Bharat thinks the mechanism may work in humans and against other types of cancer as well since it disrupts a way most cancers spread throughout the body. "By activating this pathway, we precondition the monocytes to never become the cancer-friendly cells," Bharat said.

The COVID-19 vaccines on the market are unlikely to trigger this mechanism, since they do not use the same RNA sequence that the virus does, Bharat said. But future drugs and vaccines could be developed to spur the development of cancer-fighting monocytes, he added.

Importantly, the mechanism provides a new therapeutic possibility for advanced cancers that don't respond to approaches such as immunotherapy, which rely on the body's immune system to fight cancer.
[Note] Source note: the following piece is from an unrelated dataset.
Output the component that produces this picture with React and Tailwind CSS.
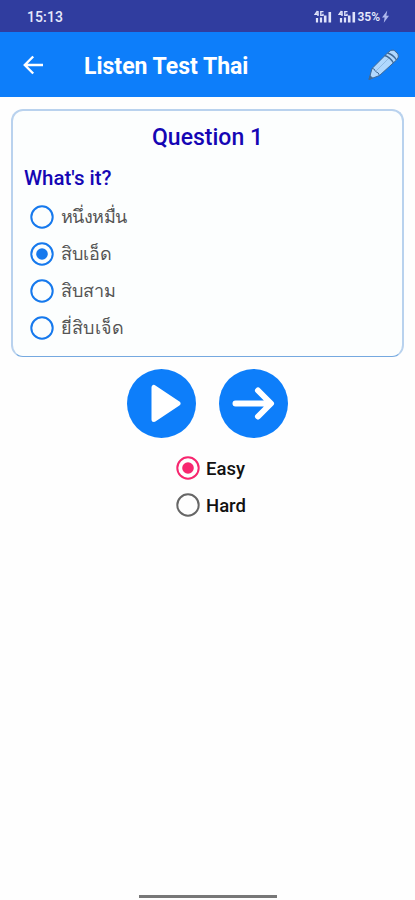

While immunotherapy works roughly 20% to 40% of the time, it can fail if the body can't produce enough functioning T cells, which destroy cancer cells, said Dr. Yibin Kang, a professor of molecular biology at Princeton University, who was not involved in the study. For instance, a 2021 study in the British Journal of Cancer found that less than 15% of cancer patients saw an "effective anti-cancer immune response" from immunotherapy drugs alone.

"The problem [with current immunotherapy] is the reliance on T cell immunity against cancer," Kang told Live Science.

The current study is promising because it proposes a way to selectively kill tumors that is independent of T cells, Kang said.

Ohl agreed, saying the mechanism is a "detour" that bypasses traditional roadblocks encountered during immunotherapy.

Still, clinical trials are needed to determine whether the mechanism produces the same cancer-fighting effect in humans.